All lines below must be repeated exactly, with the pictures omitted.

◆ ◆ ◆

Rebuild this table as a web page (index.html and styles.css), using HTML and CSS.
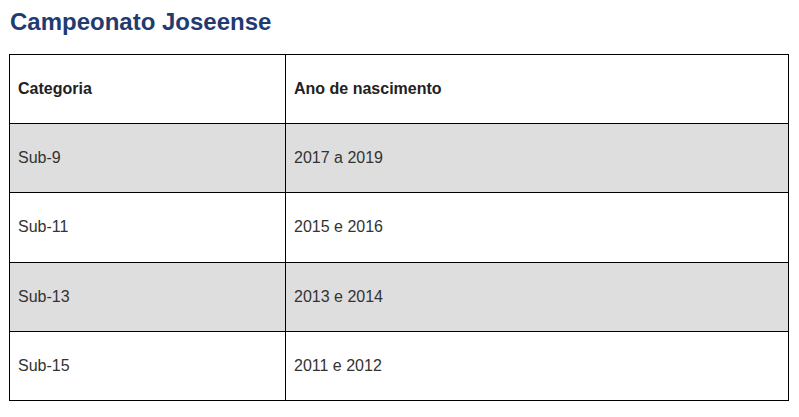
FILE: index.html
```html
<!DOCTYPE html>
<html lang="pt-BR">
<head>
<meta charset="utf-8">
<title>Campeonato Joseense</title>
<link rel="stylesheet" href="styles.css">
</head>
<body>
<h2 class="title">Campeonato Joseense</h2>
<table class="tbl">
  <thead>
    <tr><th class="c1">Categoria</th><th>Ano de nascimento</th></tr>
  </thead>
  <tbody>
    <tr class="alt"><td>Sub-9</td><td>2017 a 2019</td></tr>
    <tr><td>Sub-11</td><td>2015 e 2016</td></tr>
    <tr class="alt"><td>Sub-13</td><td>2013 e 2014</td></tr>
    <tr><td>Sub-15</td><td>2011 e 2012</td></tr>
  </tbody>
</table>
</body>
</html>
```
FILE: styles.css
```css
html, body { margin: 0; padding: 0; background: #fff; }
body {
  font-family: "Liberation Sans", Arial, sans-serif;
  padding: 8px 10px 0 9px;
}
.title {
  margin: 0 0 0 1px;
  font-size: 24px;
  line-height: 28px;
  font-weight: bold;
  color: #1f3b6f;
}
.tbl {
  margin-top: 18px;
  width: 780px;
  border-collapse: collapse;
  font-size: 16px;
}
.tbl th, .tbl td {
  border: 1px solid #000;
  padding: 0 8px;
  height: 68.2px;
  text-align: left;
  vertical-align: middle;
}
.tbl th {
  font-weight: bold;
  color: #222;
}
.tbl td { color: #333; }
.tbl .c1 { width: 259px; }
.tbl tr.alt td { background: #dedede; }
```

◆ ◆ ◆

**Task response**
Rebuild this table as a web page (index.html and styles.css), using HTML and CSS.
FILE: index.html
```html
<!DOCTYPE html>
<html lang="pt-BR">
<head>
<meta charset="utf-8">
<title>Campeonato Joseense</title>
<link rel="stylesheet" href="styles.css">
</head>
<body>
<h2 class="title">Campeonato Joseense</h2>
<table class="tbl">
  <thead>
    <tr><th class="c1">Categoria</th><th>Ano de nascimento</th></tr>
  </thead>
  <tbody>
    <tr class="alt"><td>Sub-9</td><td>2017 a 2019</td></tr>
    <tr><td>Sub-11</td><td>2015 e 2016</td></tr>
    <tr class="alt"><td>Sub-13</td><td>2013 e 2014</td></tr>
    <tr><td>Sub-15</td><td>2011 e 2012</td></tr>
  </tbody>
</table>
</body>
</html>
```
FILE: styles.css
```css
html, body { margin: 0; padding: 0; background: #fff; }
body {
  font-family: "Liberation Sans", Arial, sans-serif;
  padding: 8px 10px 0 9px;
}
.title {
  margin: 0 0 0 1px;
  font-size: 24px;
  line-height: 28px;
  font-weight: bold;
  color: #1f3b6f;
}
.tbl {
  margin-top: 18px;
  width: 780px;
  border-collapse: collapse;
  font-size: 16px;
}
.tbl th, .tbl td {
  border: 1px solid #000;
  padding: 0 8px;
  height: 68.2px;
  text-align: left;
  vertical-align: middle;
}
.tbl th {
  font-weight: bold;
  color: #222;
}
.tbl td { color: #333; }
.tbl .c1 { width: 259px; }
.tbl tr.alt td { background: #dedede; }
```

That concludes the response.